Let's try this code:

class Foo:
    num: int # num is NOT a class variable
    def __init__(self, num: int):
        self.num = num

f = Foo(1)
print(f.num)        # prints 1
g = Foo(2)
print(f.num, g.num) # prints 1 2
print(Foo.num)      # AttributeError: type object 'Foo' has no attribute 'num'

Output:

1
1 2
AttributeError: type object 'Foo' has no attribute 'num'

Here, we declare the num instance variable of class Foo to be of type int. We create 2 instances of Foo, and we see that each of them carries a separate num. Then we try to access Foo.num class variable, and we get an AttributeError, because it doesn't exist.

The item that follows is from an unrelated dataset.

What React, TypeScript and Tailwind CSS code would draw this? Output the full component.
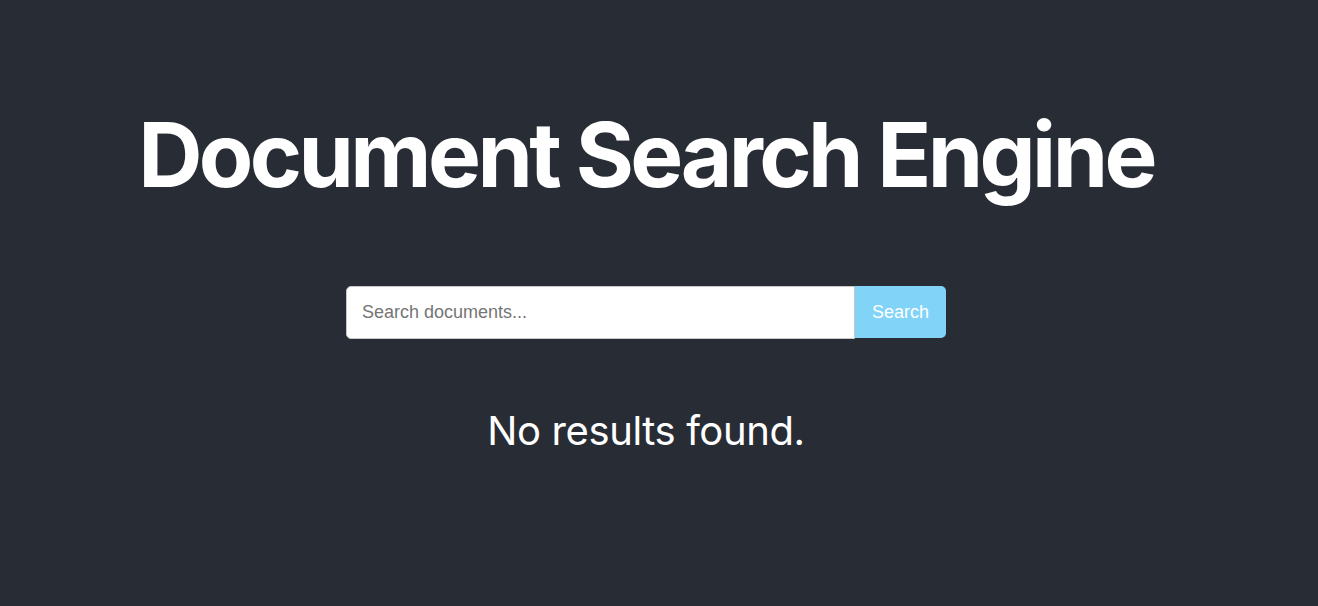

Let's make one minor modification of the code, and assign some initial value to num:

class Foo:
    num: int = 0 # num is now a class variable
    def __init__(self, num: int):
        self.num = num

f = Foo(1)
print(f.num)          # prints 1
g = Foo(2)
print(f.num, g.num)   # prints 1 2
print(Foo.num)        # prints 0

This one change creates num as a class variable, which can be accessed. Note that both the class variable and the instance variable carry the int type:

f = Foo(1)
print(Foo.num, f.num) # prints 0 1
f.num = "hello"       # not okay
Foo.num = "world"     # not okay

Output:

error: Incompatible types in assignment (expression has type "str", variable has type "int")
error: Incompatible types in assignment (expression has type "str", variable has type "int")

Conclusion

This post concludes this short series on Python typing for Data Scientists. I think the verdict is still out whether type hints are worth in in Data Science code (which tends to be short, linear and less structured than application software), but it's good to know that type hints exist and how it works.